Set task>
Write out all records as given; omit images.

[START OF Data lines]

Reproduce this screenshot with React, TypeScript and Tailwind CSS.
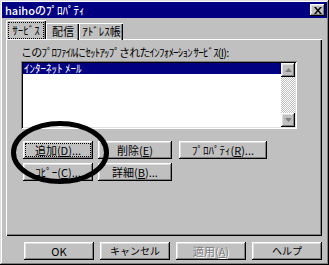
import React from "react";

const raised =
  "bg-[#c0c0c0] shadow-[inset_-1px_-1px_#000,inset_1px_1px_#fff,inset_-2px_-2px_#808080,inset_2px_2px_#dfdfdf]";

function Btn({ children, w = "w-[70px]", focus = false, disabled = false }: { children: React.ReactNode; w?: string; focus?: boolean; disabled?: boolean }) {
  return (
    <div className={`${raised} ${w} h-[18px] flex items-center justify-center p-[3px]`}>
      <div
        className={`w-full h-full flex items-center justify-center text-[11px] leading-none ${focus ? "outline outline-1 outline-dotted outline-black" : ""} ${disabled ? "text-[#808080] [text-shadow:1px_1px_#fff]" : "text-black"}`}
      >
        {children}
      </div>
    </div>
  );
}

function U({ c }: { c: string }) {
  return <span className="underline underline-offset-1">{c}</span>;
}

function ScrollArrow({ up }: { up: boolean }) {
  return (
    <div className={`${raised} w-[14px] h-[14px] flex items-center justify-center`}>
      <svg width="7" height="4" viewBox="0 0 7 4">
        {up ? <polygon points="3.5,0 7,4 0,4" fill="#808080" /> : <polygon points="0,0 7,0 3.5,4" fill="#808080" />}
      </svg>
    </div>
  );
}

export default function App() {
  return (
    <div
      className="w-[329px] h-[265px] bg-[#c0c0c0] relative overflow-hidden p-[2px] shadow-[inset_-1px_-1px_#000,inset_1px_1px_#dfdfdf,inset_-2px_-2px_#808080,inset_2px_2px_#fff]"
      style={{ fontFamily: '"Noto Sans CJK JP", "Liberation Sans", sans-serif' }}
    >
      {/* title bar */}
      <div className="h-[16px] bg-[#000080] flex items-center justify-between pl-[3px] pr-[2px]">
        <span className="text-white text-[11px] leading-none font-medium">haihoのﾌﾟﾛﾊﾟﾃｨ</span>
        <div className={`${raised} w-[15px] h-[12px] flex items-center justify-center`}>
          <svg width="8" height="7" viewBox="0 0 8 7">
            <path d="M0 0 L2 0 L4 2.5 L6 0 L8 0 L5 3.5 L8 7 L6 7 L4 4.5 L2 7 L0 7 L3 3.5 Z" fill="#000" />
          </svg>
        </div>
      </div>

      <div className="px-[4px]">
        {/* tabs */}
        <div className="flex items-end h-[19px] mt-[2px] relative z-10">
          <div className="h-[19px] w-[40px] bg-[#c0c0c0] border-t border-l border-white shadow-[inset_-1px_0_#000,inset_-2px_0_#808080] rounded-tl-[2px] flex items-center justify-center pr-[1px]">
            <span className="text-[11px] leading-none outline outline-1 outline-dotted outline-black px-[3px] py-[2px]">ｻｰﾋﾞｽ</span>
          </div>
          <div className="h-[17px] w-[33px] border-t border-l border-white shadow-[inset_-1px_0_#000,inset_-2px_0_#808080] flex items-center justify-center mb-[-1px] pb-[1px]">
            <span className="text-[11px] leading-none">配信</span>
          </div>
          <div className="h-[17px] w-[44px] border-t border-l border-white shadow-[inset_-1px_0_#000,inset_-2px_0_#808080] flex items-center justify-center mb-[-1px] pb-[1px]">
            <span className="text-[11px] leading-none">ｱﾄﾞﾚｽ帳</span>
          </div>
        </div>

        {/* panel */}
        <div className="h-[197px] mr-[1px] border-t border-l border-white shadow-[inset_-1px_-1px_#000,inset_-2px_-2px_#808080] pl-[14px] pr-[25px] pt-[6px]">
          <div className="text-[11px] leading-none h-[13px] flex items-center tracking-[-0.8px]">
            このﾌﾟﾛﾌｧｲﾙにｾｯﾄｱｯﾌﾟされたｲﾝﾌｫﾒｰｼｮﾝ ｻｰﾋﾞｽ(<U c="I" />):
          </div>
          <div className="mt-[2px] h-[68px] bg-white flex p-[2px] shadow-[inset_1px_1px_#808080,inset_-1px_-1px_#fff,inset_2px_2px_#000,inset_-2px_-2px_#dfdfdf]">
            <div className="flex-1">
              <div className="h-[11px] bg-[#000080] text-white text-[11px] leading-none flex items-center pl-[1px]">ｲﾝﾀｰﾈｯﾄ ﾒｰﾙ</div>
            </div>
            <div className="w-[14px] flex flex-col bg-[repeating-conic-gradient(#c0c0c0_0_25%,#fff_0_50%)] bg-[length:2px_2px]">
              <ScrollArrow up />
              <div className="flex-1" />
              <ScrollArrow up={false} />
            </div>
          </div>

          <div className="mt-[12px] flex flex-col gap-[4px] pl-[2px]">
            <div className="flex gap-[5px]">
              <Btn focus>追加(<U c="D" />)...</Btn>
              <Btn w="w-[74px]">削除(<U c="E" />)</Btn>
              <div className="ml-[2px]">
                <Btn w="w-[88px]">ﾌﾟﾛﾊﾟﾃｨ(<U c="R" />)...</Btn>
              </div>
            </div>
            <div className="flex gap-[5px]">
              <Btn>ｺﾋﾟｰ(<U c="C" />)...</Btn>
              <Btn w="w-[74px]">詳細(<U c="B" />)...</Btn>
            </div>
          </div>
        </div>

        {/* bottom buttons */}
        <div className="mt-[6px] flex gap-[6px] pl-[18px]">
          <Btn>OK</Btn>
          <Btn><span className="text-[10px]">キャンセル</span></Btn>
          <Btn disabled>適用(<U c="A" />)</Btn>
          <Btn><span className="text-[10px]">ヘルプ</span></Btn>
        </div>
      </div>

      {/* hand-drawn circle over the add button */}
      <svg className="absolute left-0 top-0 pointer-events-none" width="329" height="265">
        <ellipse cx="60" cy="152.5" rx="46.5" ry="29" fill="none" stroke="#000" strokeWidth="5" />
      </svg>
    </div>
  );
}
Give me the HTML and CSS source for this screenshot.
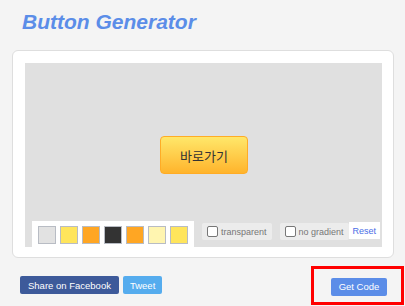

[END OF Data lines]

Task response>
Reproduce this screenshot with React, TypeScript and Tailwind CSS.
import React from "react";

const raised =
  "bg-[#c0c0c0] shadow-[inset_-1px_-1px_#000,inset_1px_1px_#fff,inset_-2px_-2px_#808080,inset_2px_2px_#dfdfdf]";

function Btn({ children, w = "w-[70px]", focus = false, disabled = false }: { children: React.ReactNode; w?: string; focus?: boolean; disabled?: boolean }) {
  return (
    <div className={`${raised} ${w} h-[18px] flex items-center justify-center p-[3px]`}>
      <div
        className={`w-full h-full flex items-center justify-center text-[11px] leading-none ${focus ? "outline outline-1 outline-dotted outline-black" : ""} ${disabled ? "text-[#808080] [text-shadow:1px_1px_#fff]" : "text-black"}`}
      >
        {children}
      </div>
    </div>
  );
}

function U({ c }: { c: string }) {
  return <span className="underline underline-offset-1">{c}</span>;
}

function ScrollArrow({ up }: { up: boolean }) {
  return (
    <div className={`${raised} w-[14px] h-[14px] flex items-center justify-center`}>
      <svg width="7" height="4" viewBox="0 0 7 4">
        {up ? <polygon points="3.5,0 7,4 0,4" fill="#808080" /> : <polygon points="0,0 7,0 3.5,4" fill="#808080" />}
      </svg>
    </div>
  );
}

export default function App() {
  return (
    <div
      className="w-[329px] h-[265px] bg-[#c0c0c0] relative overflow-hidden p-[2px] shadow-[inset_-1px_-1px_#000,inset_1px_1px_#dfdfdf,inset_-2px_-2px_#808080,inset_2px_2px_#fff]"
      style={{ fontFamily: '"Noto Sans CJK JP", "Liberation Sans", sans-serif' }}
    >
      {/* title bar */}
      <div className="h-[16px] bg-[#000080] flex items-center justify-between pl-[3px] pr-[2px]">
        <span className="text-white text-[11px] leading-none font-medium">haihoのﾌﾟﾛﾊﾟﾃｨ</span>
        <div className={`${raised} w-[15px] h-[12px] flex items-center justify-center`}>
          <svg width="8" height="7" viewBox="0 0 8 7">
            <path d="M0 0 L2 0 L4 2.5 L6 0 L8 0 L5 3.5 L8 7 L6 7 L4 4.5 L2 7 L0 7 L3 3.5 Z" fill="#000" />
          </svg>
        </div>
      </div>

      <div className="px-[4px]">
        {/* tabs */}
        <div className="flex items-end h-[19px] mt-[2px] relative z-10">
          <div className="h-[19px] w-[40px] bg-[#c0c0c0] border-t border-l border-white shadow-[inset_-1px_0_#000,inset_-2px_0_#808080] rounded-tl-[2px] flex items-center justify-center pr-[1px]">
            <span className="text-[11px] leading-none outline outline-1 outline-dotted outline-black px-[3px] py-[2px]">ｻｰﾋﾞｽ</span>
          </div>
          <div className="h-[17px] w-[33px] border-t border-l border-white shadow-[inset_-1px_0_#000,inset_-2px_0_#808080] flex items-center justify-center mb-[-1px] pb-[1px]">
            <span className="text-[11px] leading-none">配信</span>
          </div>
          <div className="h-[17px] w-[44px] border-t border-l border-white shadow-[inset_-1px_0_#000,inset_-2px_0_#808080] flex items-center justify-center mb-[-1px] pb-[1px]">
            <span className="text-[11px] leading-none">ｱﾄﾞﾚｽ帳</span>
          </div>
        </div>

        {/* panel */}
        <div className="h-[197px] mr-[1px] border-t border-l border-white shadow-[inset_-1px_-1px_#000,inset_-2px_-2px_#808080] pl-[14px] pr-[25px] pt-[6px]">
          <div className="text-[11px] leading-none h-[13px] flex items-center tracking-[-0.8px]">
            このﾌﾟﾛﾌｧｲﾙにｾｯﾄｱｯﾌﾟされたｲﾝﾌｫﾒｰｼｮﾝ ｻｰﾋﾞｽ(<U c="I" />):
          </div>
          <div className="mt-[2px] h-[68px] bg-white flex p-[2px] shadow-[inset_1px_1px_#808080,inset_-1px_-1px_#fff,inset_2px_2px_#000,inset_-2px_-2px_#dfdfdf]">
            <div className="flex-1">
              <div className="h-[11px] bg-[#000080] text-white text-[11px] leading-none flex items-center pl-[1px]">ｲﾝﾀｰﾈｯﾄ ﾒｰﾙ</div>
            </div>
            <div className="w-[14px] flex flex-col bg-[repeating-conic-gradient(#c0c0c0_0_25%,#fff_0_50%)] bg-[length:2px_2px]">
              <ScrollArrow up />
              <div className="flex-1" />
              <ScrollArrow up={false} />
            </div>
          </div>

          <div className="mt-[12px] flex flex-col gap-[4px] pl-[2px]">
            <div className="flex gap-[5px]">
              <Btn focus>追加(<U c="D" />)...</Btn>
              <Btn w="w-[74px]">削除(<U c="E" />)</Btn>
              <div className="ml-[2px]">
                <Btn w="w-[88px]">ﾌﾟﾛﾊﾟﾃｨ(<U c="R" />)...</Btn>
              </div>
            </div>
            <div className="flex gap-[5px]">
              <Btn>ｺﾋﾟｰ(<U c="C" />)...</Btn>
              <Btn w="w-[74px]">詳細(<U c="B" />)...</Btn>
            </div>
          </div>
        </div>

        {/* bottom buttons */}
        <div className="mt-[6px] flex gap-[6px] pl-[18px]">
          <Btn>OK</Btn>
          <Btn><span className="text-[10px]">キャンセル</span></Btn>
          <Btn disabled>適用(<U c="A" />)</Btn>
          <Btn><span className="text-[10px]">ヘルプ</span></Btn>
        </div>
      </div>

      {/* hand-drawn circle over the add button */}
      <svg className="absolute left-0 top-0 pointer-events-none" width="329" height="265">
        <ellipse cx="60" cy="152.5" rx="46.5" ry="29" fill="none" stroke="#000" strokeWidth="5" />
      </svg>
    </div>
  );
}
Give me the HTML and CSS source for this screenshot.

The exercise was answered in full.